Key Takeaways & Lessons:
* Judges are crucial for scaling AI: They provide a way to measure enhancement, enforce guardrails, and confidently deploy advanced techniques like reinforcement learning.
* High Inter-Rater Reliability is Key: Judges should have high agreement (scores of 0.8 or higher are ideal, aiming for at least 0.7). Higher agreement means less noise in the training data.
* Specificity is Better: Instead of a single “overall quality” judge, create multiple judges focusing on specific aspects (e.g., relevance, factual accuracy, conciseness). This helps pinpoint areas for improvement.
* Combine Top-Down & Bottom-Up Approaches: Integrate regulatory requirements and stakeholder priorities (top-down) with insights from analyzing model failure patterns (bottom-up). Sometimes, a proxy metric discovered through analysis can be more practical than a direct, labeled assessment.
* Fewer Examples Than You Think: Robust judges can be built with just 20-30 well-chosen examples – specifically, edge cases that expose disagreement.
* Judges are Evolving Assets: They aren’t one-time creations. regular review and updates are essential as the AI system evolves and new failure modes emerge.
Impact & Results:
* Increased Customer Engagement: Customers are creating multiple judges and actively measuring various aspects of their AI systems.
* Higher AI Spending: Customers using Judge Builder are becoming significant Databricks GenAI spenders (reaching seven-figure investments).
* Adoption of Advanced Techniques: Judge Builder gives customers the confidence to use more sophisticated AI methods like reinforcement learning.
Recommendations for Enterprises:
- Start with High-Impact Judges: Focus on one critical regulatory requirement and one observed failure mode.

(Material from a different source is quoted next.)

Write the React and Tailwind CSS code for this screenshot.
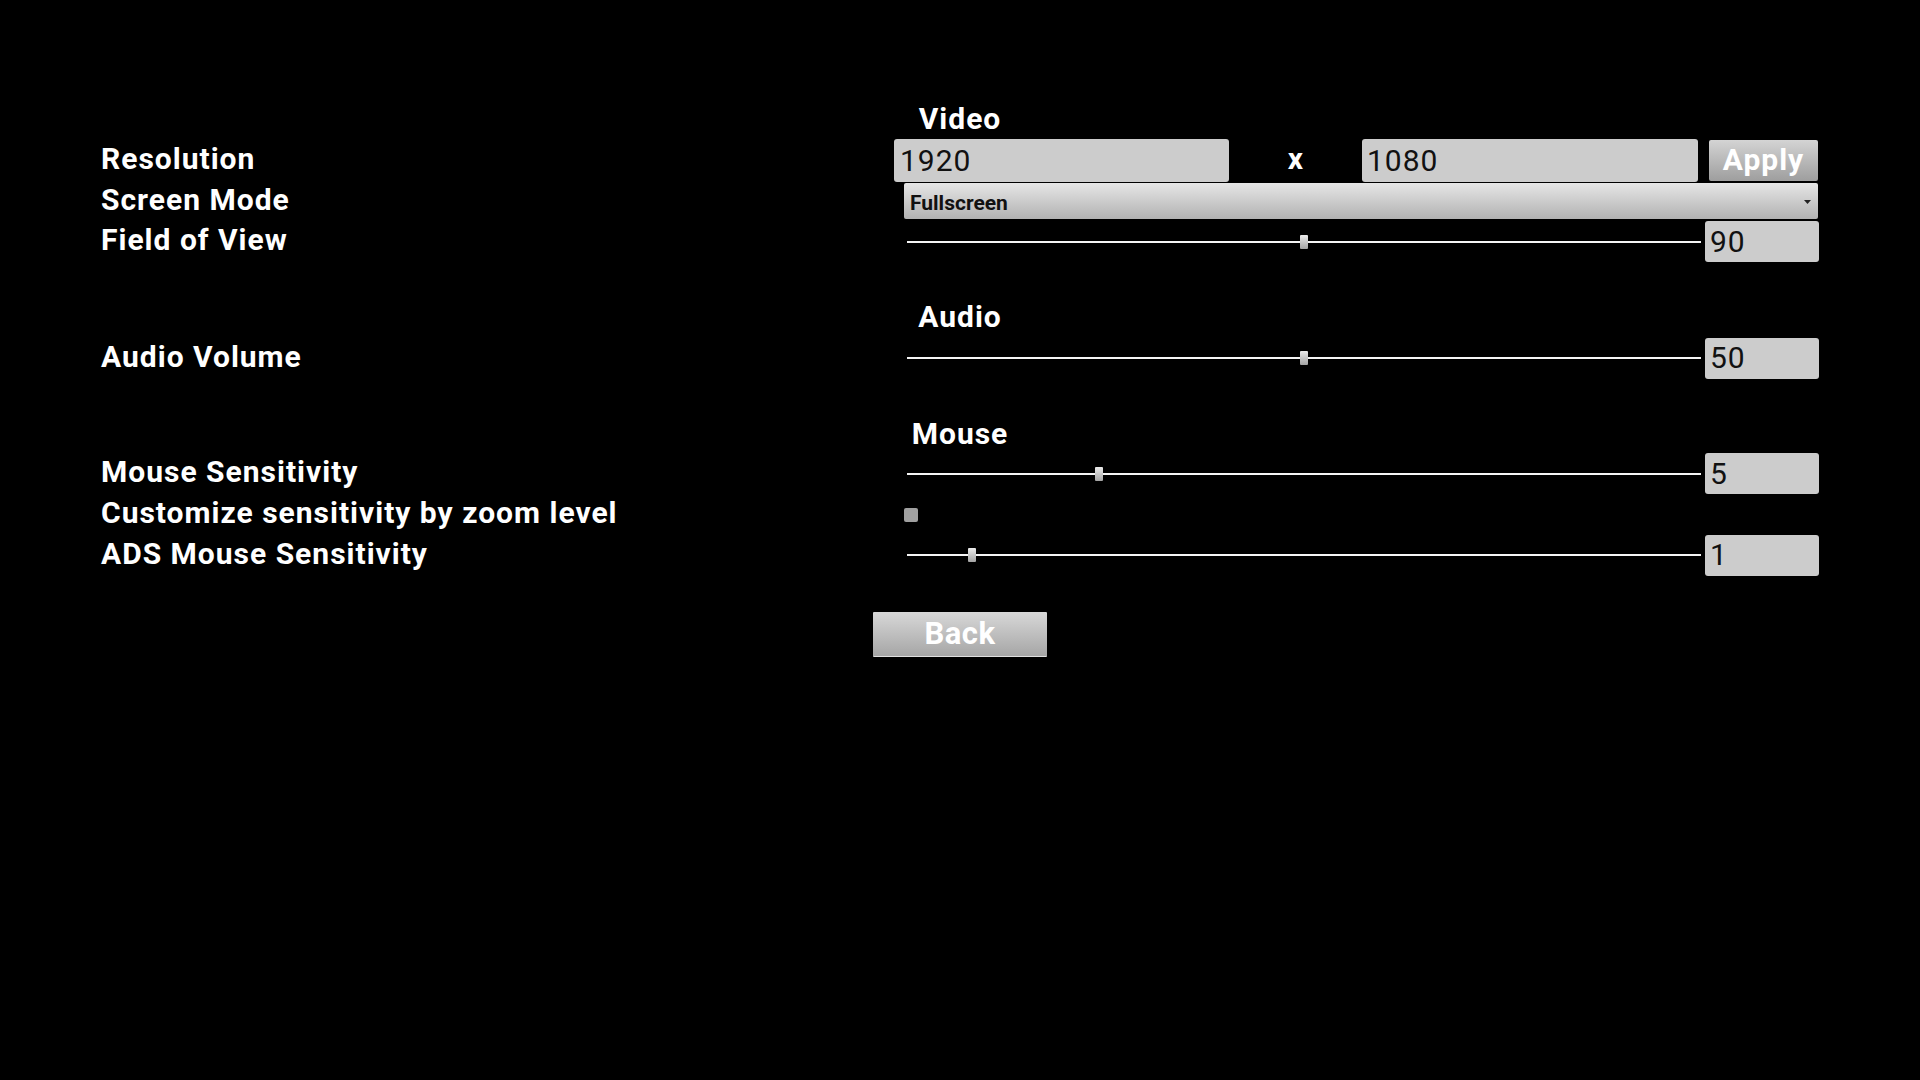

- Lightweight Workflows: Utilize subject matter experts for quick calibration (a few hours reviewing 20-30 edge cases). Employ batched annotation and inter-rater reliability checks.
- Regular Judge Reviews: Continuously monitor and update judges using production data to adapt to evolving system behavior.
In essence, the article advocates for a data-driven, iterative approach to AI evaluation, emphasizing the importance of quantifiable metrics and continuous improvement through well-defined ”judges.”